── STORED RECORDS

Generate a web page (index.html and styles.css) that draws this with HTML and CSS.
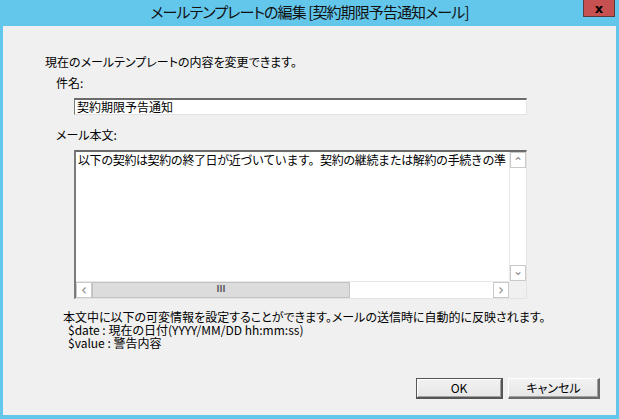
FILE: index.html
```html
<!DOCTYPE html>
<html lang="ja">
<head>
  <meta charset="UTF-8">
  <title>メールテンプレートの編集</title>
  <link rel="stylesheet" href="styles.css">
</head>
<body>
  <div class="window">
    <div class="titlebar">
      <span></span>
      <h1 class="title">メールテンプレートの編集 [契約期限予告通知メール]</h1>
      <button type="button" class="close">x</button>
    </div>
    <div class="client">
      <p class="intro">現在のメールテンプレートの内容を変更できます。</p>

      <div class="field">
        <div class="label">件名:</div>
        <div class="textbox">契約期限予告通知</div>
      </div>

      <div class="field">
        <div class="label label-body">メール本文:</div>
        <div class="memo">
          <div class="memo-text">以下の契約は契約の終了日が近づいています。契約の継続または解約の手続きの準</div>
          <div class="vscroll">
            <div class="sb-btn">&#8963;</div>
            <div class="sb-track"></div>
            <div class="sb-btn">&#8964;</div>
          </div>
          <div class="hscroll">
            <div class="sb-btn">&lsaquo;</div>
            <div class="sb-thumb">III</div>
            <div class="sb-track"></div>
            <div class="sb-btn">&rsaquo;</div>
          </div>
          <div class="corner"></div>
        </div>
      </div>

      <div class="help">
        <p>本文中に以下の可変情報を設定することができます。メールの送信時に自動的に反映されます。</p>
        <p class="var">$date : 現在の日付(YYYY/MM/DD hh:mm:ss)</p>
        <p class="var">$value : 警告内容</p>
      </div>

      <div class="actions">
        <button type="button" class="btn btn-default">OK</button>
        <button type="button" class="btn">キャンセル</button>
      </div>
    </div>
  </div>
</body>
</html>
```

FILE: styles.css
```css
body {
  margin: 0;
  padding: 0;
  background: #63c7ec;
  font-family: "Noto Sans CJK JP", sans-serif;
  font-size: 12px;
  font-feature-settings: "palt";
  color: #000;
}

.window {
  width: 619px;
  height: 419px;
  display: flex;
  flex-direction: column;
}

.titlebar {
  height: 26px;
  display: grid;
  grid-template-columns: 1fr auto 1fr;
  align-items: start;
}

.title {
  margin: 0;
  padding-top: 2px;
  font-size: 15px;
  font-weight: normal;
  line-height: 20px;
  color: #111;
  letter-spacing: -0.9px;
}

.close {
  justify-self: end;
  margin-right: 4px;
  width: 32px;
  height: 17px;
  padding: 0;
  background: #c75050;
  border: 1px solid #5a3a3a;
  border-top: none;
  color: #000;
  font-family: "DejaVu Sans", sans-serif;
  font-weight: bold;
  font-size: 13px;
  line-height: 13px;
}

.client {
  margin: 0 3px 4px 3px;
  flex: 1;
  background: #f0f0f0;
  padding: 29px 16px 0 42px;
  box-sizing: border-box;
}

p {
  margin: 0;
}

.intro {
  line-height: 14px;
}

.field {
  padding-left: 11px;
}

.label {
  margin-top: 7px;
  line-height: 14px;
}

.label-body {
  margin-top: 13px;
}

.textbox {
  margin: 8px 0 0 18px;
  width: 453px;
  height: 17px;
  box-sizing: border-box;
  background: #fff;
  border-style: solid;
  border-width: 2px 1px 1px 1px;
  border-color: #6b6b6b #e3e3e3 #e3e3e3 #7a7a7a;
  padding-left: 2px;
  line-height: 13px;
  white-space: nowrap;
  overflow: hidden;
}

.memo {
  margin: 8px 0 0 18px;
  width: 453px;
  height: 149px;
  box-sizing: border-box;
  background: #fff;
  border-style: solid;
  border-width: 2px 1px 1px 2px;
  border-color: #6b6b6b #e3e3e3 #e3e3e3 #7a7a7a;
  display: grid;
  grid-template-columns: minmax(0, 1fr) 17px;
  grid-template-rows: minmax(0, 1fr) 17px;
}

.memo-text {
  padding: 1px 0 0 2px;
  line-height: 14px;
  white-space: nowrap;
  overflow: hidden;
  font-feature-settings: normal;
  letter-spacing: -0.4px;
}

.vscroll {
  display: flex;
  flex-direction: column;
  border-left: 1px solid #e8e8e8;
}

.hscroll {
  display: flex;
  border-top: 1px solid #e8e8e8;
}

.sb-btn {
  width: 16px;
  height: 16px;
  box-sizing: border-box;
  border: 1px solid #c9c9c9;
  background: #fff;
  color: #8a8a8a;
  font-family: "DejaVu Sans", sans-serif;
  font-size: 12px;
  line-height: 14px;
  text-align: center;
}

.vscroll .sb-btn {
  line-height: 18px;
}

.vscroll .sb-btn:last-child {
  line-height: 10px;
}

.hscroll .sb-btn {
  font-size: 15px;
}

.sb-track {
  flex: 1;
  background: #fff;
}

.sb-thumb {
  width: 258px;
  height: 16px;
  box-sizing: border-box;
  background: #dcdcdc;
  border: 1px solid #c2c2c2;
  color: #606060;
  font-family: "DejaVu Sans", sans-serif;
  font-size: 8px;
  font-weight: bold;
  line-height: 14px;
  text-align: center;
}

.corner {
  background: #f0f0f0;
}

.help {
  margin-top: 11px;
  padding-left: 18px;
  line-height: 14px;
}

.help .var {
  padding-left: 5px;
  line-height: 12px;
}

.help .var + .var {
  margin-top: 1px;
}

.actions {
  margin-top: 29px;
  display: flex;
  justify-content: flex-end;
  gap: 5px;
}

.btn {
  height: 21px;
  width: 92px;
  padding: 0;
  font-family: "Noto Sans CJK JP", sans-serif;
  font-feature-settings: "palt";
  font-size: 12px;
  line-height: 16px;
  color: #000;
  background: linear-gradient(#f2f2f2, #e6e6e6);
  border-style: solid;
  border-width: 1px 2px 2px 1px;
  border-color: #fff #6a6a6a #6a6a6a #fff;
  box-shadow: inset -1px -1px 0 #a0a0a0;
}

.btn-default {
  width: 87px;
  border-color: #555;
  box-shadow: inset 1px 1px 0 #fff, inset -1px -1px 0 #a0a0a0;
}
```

────
── STORED RECORDS

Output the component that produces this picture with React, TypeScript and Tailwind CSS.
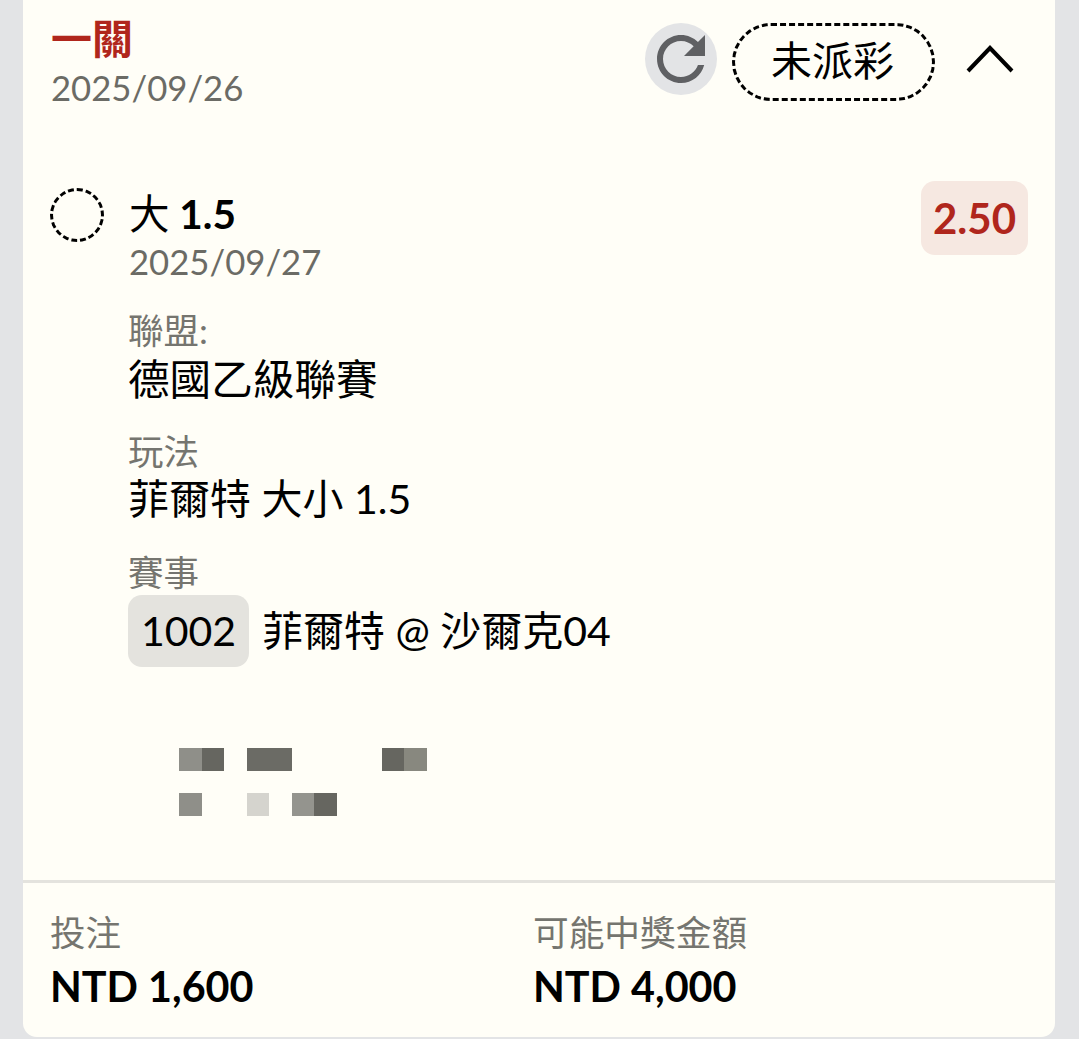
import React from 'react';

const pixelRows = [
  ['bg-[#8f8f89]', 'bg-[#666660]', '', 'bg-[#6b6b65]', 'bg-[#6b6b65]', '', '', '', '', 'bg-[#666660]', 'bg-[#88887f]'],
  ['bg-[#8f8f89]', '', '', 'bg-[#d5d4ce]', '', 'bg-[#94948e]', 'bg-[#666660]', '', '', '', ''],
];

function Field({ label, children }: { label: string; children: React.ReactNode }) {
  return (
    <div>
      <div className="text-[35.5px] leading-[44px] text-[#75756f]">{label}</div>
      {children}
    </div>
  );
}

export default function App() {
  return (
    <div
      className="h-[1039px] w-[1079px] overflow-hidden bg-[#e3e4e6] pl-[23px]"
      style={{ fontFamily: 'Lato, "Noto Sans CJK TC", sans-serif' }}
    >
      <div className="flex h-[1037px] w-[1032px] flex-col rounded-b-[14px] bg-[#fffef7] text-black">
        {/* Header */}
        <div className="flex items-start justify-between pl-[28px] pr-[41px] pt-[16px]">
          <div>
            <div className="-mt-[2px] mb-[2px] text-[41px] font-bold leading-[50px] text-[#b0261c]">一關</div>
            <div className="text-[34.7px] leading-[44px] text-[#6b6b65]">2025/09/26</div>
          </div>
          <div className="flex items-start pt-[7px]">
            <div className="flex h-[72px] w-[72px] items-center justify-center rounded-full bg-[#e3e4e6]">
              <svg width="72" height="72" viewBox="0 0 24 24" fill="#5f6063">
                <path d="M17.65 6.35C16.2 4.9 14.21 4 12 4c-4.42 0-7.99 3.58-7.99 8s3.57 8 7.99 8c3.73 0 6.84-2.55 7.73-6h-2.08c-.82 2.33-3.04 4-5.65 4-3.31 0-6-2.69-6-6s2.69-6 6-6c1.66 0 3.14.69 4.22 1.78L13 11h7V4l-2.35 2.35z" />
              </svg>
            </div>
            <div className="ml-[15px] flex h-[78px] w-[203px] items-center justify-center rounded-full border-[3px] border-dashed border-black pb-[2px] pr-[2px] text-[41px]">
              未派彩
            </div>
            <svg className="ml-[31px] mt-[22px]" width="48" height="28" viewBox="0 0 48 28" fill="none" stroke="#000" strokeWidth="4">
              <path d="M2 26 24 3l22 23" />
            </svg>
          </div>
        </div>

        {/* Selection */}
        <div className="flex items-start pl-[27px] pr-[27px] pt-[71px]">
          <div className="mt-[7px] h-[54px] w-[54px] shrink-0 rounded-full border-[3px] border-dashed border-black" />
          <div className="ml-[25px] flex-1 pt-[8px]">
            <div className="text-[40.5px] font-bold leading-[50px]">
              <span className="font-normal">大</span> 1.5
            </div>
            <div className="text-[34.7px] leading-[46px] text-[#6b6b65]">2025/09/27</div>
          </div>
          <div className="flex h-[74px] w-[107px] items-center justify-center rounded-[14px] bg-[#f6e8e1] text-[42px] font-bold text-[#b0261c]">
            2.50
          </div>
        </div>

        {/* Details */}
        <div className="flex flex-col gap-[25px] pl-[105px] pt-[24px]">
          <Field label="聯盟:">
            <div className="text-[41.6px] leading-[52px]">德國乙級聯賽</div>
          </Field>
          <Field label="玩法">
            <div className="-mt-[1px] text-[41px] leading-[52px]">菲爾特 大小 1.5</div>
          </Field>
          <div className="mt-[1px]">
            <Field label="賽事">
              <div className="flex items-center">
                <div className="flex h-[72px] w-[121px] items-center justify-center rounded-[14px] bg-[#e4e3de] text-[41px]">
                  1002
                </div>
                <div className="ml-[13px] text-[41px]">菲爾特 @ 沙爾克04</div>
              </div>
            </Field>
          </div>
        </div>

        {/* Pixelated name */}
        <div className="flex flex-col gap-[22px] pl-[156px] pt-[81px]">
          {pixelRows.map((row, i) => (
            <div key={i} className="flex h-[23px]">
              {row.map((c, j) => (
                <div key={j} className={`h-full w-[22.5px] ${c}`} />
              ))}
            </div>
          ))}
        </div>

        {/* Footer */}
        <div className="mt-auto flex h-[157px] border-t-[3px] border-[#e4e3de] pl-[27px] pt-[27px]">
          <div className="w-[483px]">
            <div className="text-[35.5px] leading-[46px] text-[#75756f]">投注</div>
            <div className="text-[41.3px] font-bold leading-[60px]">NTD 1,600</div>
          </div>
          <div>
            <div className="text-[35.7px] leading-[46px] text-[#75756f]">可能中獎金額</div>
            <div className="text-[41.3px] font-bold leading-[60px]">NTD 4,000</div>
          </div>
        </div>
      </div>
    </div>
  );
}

────

### WHAT TO DO
For the listing above, give the number of lines in which the string "React" occurs, and nothing else.

### SOLUTION TO THIS PROBLEM
3